Born in 1728 in Massachusetts, Mercy was raised in a politically engaged environment that exposed her early to the intellectual currents of independence. Without access to formal education, she cultivated her mind through reading, observation, and proximity to the very figures shaping the future of the colonies.
But she was never merely observing from the sidelines.
Through satirical plays, political commentary, and later her sweeping historical work, Mercy became one of the few voices capable of interpreting the Revolution as it unfolded. She did not simply react to events — she traced their meaning, their direction, and their consequences.
Where others acted, she reflected.
And in that reflection, she revealed what the moment truly was.
That's the INFJ signature: introverted intuition (Ni) paired with extraverted feeling (Fe) — a vision-driven interpreter of human systems.
The Architecture of History
Mercy's cognition was fundamentally pattern-seeking and meaning-oriented.
She did not treat events as isolated incidents. She consistently traced them into larger narratives about power, virtue, and corruption. Her historical writing is not neutral documentation — it is structured interpretation, connecting moments into a coherent moral and philosophical arc.
She was not asking, “how does this work?”
She was asking, “what does this reveal — and where does it lead?”
That is Ni.
The Moral Compass
Her writing was not emotionally detached. It was socially and morally engaged.
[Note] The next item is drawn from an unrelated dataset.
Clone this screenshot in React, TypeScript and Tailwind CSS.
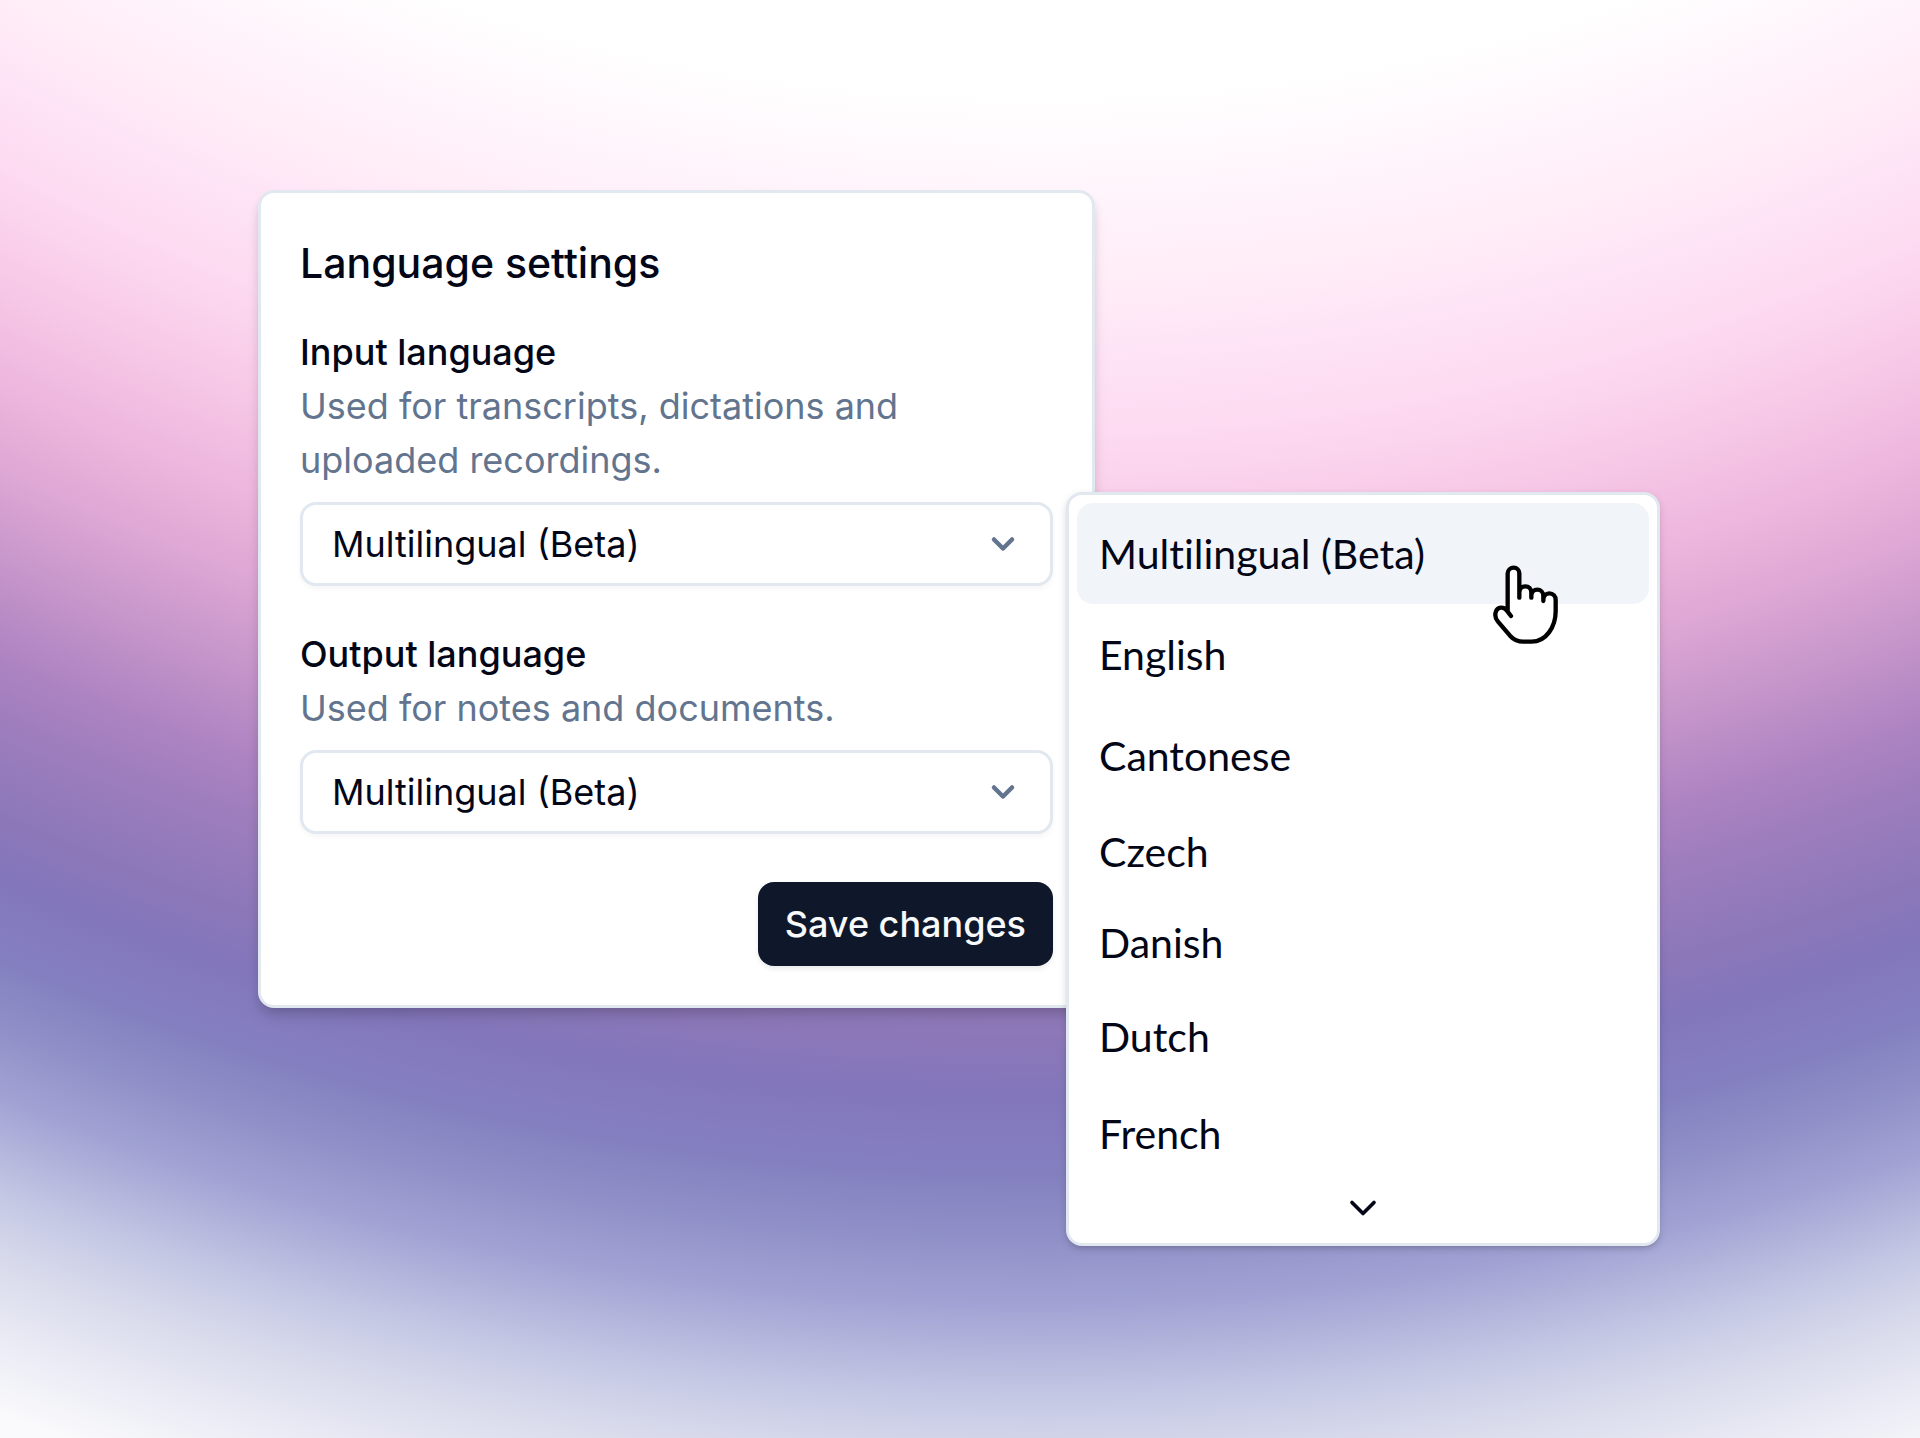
import { useState } from "react";
import { ChevronDown } from "lucide-react";

const LANGUAGES = [
  "Multilingual (Beta)",
  "English",
  "Cantonese",
  "Czech",
  "Danish",
  "Dutch",
  "French",
];

const ROW_HEIGHTS = [
  "h-[101px]",
  "h-[101px]",
  "h-[101px]",
  "h-[91px]",
  "h-[91px]",
  "h-[98px]",
  "h-24",
];

type LanguageFieldProps = {
  id: string;
  label: string;
  description: string;
  value: string;
  onChange: (value: string) => void;
};

function LanguageField({ id, label, description, value, onChange }: LanguageFieldProps) {
  return (
    <div className="flex flex-col">
      <label htmlFor={id} className="text-[36px] leading-[54px] font-medium">
        {label}
      </label>
      <p id={`${id}-hint`} className="max-w-[640px] text-[36px] leading-[54px] text-slate-500">
        {description}
      </p>
      <div className="relative mt-[15px]">
        <select
          id={id}
          aria-describedby={`${id}-hint`}
          value={value}
          onChange={(event) => onChange(event.target.value)}
          className="h-[84px] w-full appearance-none rounded-2xl border-[3px] border-slate-200 bg-white pl-[29px] pr-20 text-[36px] shadow-[0_3px_5px_rgba(0,0,0,0.04)]"
        >
          {LANGUAGES.map((language) => (
            <option key={language}>{language}</option>
          ))}
        </select>
        <ChevronDown
          aria-hidden="true"
          className="pointer-events-none absolute right-8 top-6 size-9 text-slate-500"
          strokeWidth={3}
        />
      </div>
    </div>
  );
}

function HandCursor() {
  return (
    <svg
      aria-hidden="true"
      viewBox="90 70 210 249"
      className="pointer-events-none absolute left-[421px] top-[68px] h-[83px] w-[70px]"
      fill="white"
      stroke="black"
      strokeWidth="13"
      strokeLinecap="round"
      strokeLinejoin="round"
    >
      <path d="M153 229 L140 212 C130 200 113 202 108 215 C104 226 107 238 114 246 L150 288 C162 301 176 306 190 306 H215 C258 306 287 262 287 215 V181 C287 170 279 161 268 161 S250 170 250 181 V184 V169 C250 158 242 150 232 150 S214 158 214 169 V174 V159 C214 148 206 140 196 140 S178 148 178 159 V174 V101 C178 91 170 84 161 84 S143 91 143 101 V215" />
    </svg>
  );
}

export default function App() {
  const [input, setInput] = useState(LANGUAGES[0]);
  const [output, setOutput] = useState(LANGUAGES[0]);

  return (
    <main className="flex min-h-screen items-center justify-center bg-[radial-gradient(170%_278%_at_54%_-188%,#ffffff_70%,#fff4fb_72.6%,#ffebf7_75%,#fde1f5_77%,#fddaf1_78.5%,#f8cbe8_80.8%,#efb9df_83.1%,#dfa8d5_85.4%,#c897cb_87.5%,#ae84c2_89.8%,#9d7dbd_91.5%,#8c78b9_93.6%,#8376bb_95%,#8480c0_97%,#9090c8_98.6%,#a2a3d4_100.3%,#c5c8e4_102.6%,#d9dbec_104.2%,#e9eaf4_105.9%,#fafafc_107.8%)] pb-0.5 pr-0.5 font-[Inter,sans-serif] text-[#020617]">
      <div className="flex items-start">
        <form
          onSubmit={(event) => event.preventDefault()}
          className="flex w-[837px] flex-col rounded-2xl border-[3px] border-slate-200 bg-white p-[39px] shadow-[0_11px_16px_-3px_rgba(0,0,0,0.12),0_5px_11px_-3px_rgba(0,0,0,0.14)]"
        >
          <h1 className="text-[41px] leading-[63px] font-medium">Language settings</h1>
          <div className="mt-[30px] flex flex-col gap-[41px]">
            <LanguageField
              id="input-language"
              label="Input language"
              description="Used for transcripts, dictations and uploaded recordings."
              value={input}
              onChange={setInput}
            />
            <LanguageField
              id="output-language"
              label="Output language"
              description="Used for notes and documents."
              value={output}
              onChange={setOutput}
            />
          </div>
          <button
            type="submit"
            className="mt-12 h-[84px] self-end whitespace-nowrap rounded-2xl bg-slate-900 px-[27px] text-[36px] font-medium text-slate-50 shadow-[0_3px_5px_rgba(0,0,0,0.08)]"
          >
            Save changes
          </button>
        </form>

        <div className="relative -ml-[29px] mt-[302px] flex w-[594px] flex-col rounded-2xl border-[3px] border-slate-200 bg-white px-2 pt-2 pb-2.5 font-[Lato,sans-serif] shadow-[0_3px_8px_rgba(0,0,0,0.12),0_3px_5px_-2px_rgba(0,0,0,0.14)]">
          <div role="listbox" aria-label="Input language options" className="flex flex-col">
            {LANGUAGES.map((language, index) => (
              <button
                key={language}
                type="button"
                role="option"
                aria-selected={language === input}
                onClick={() => setInput(language)}
                className={`${ROW_HEIGHTS[index]} rounded-2xl px-[22px] text-left text-[41px] [font-variant-ligatures:none] ${
                  language === input ? "bg-slate-100" : "bg-white"
                }`}
              >
                {language}
              </button>
            ))}
          </div>
          <button
            type="button"
            aria-label="Show more languages"
            className="flex h-[51px] items-center justify-center"
          >
            <ChevronDown aria-hidden="true" className="size-11" strokeWidth={2} />
          </button>
          <HandCursor />
        </div>
      </div>
    </main>
  );
}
Mercy wrote to influence how people understood their leaders, their institutions, and their responsibilities. Her critiques carried an unmistakable concern for the ethical direction of society, not just the accuracy of its structure.
Even her satire served this function — shaping perception, guiding judgment, and calling others toward a higher standard.
This is Fe in service of Ni: insight expressed through moral influence.
The Precise Analysis
Mercy's arguments are clear, structured, and often incisive. She was capable of analyzing political ideas, identifying inconsistencies, and constructing coherent critiques of leadership. However, this logical clarity always served her broader interpretive goal.
She did not analyze for its own sake. She analyzed to support a larger vision of meaning.
The Observer's Distance
Mercy operated at a distance from direct political action. She was not immersed in real-time decision-making or physical execution. Instead, she observed, reflected, and responded through writing — often with a sense of distance from the immediate chaos of events.
This aligns with inferior Se: less concerned with the moment itself, more with what the moment signifies.
Why INFJ Over INTP
Why not INTP?
INTPs lead with Ti. Their thinking is driven by internal logical consistency, often exploring multiple possibilities before arriving at a conclusion. Their tone tends to be detached, curious, and open-ended.
Mercy does not write this way. Her work is decisive, interpretive, and directional. She does not circle ideas — she arrives at meaning. Her writing consistently frames events in terms of moral trajectory and historical significance, not just structural analysis.
She is not asking, “is this logically consistent?”
She is asserting, “this is what this reveals about power, and this is where it leads.” That shift — from mechanism to meaning — marks the difference. Her logic serves her vision. It does not define it.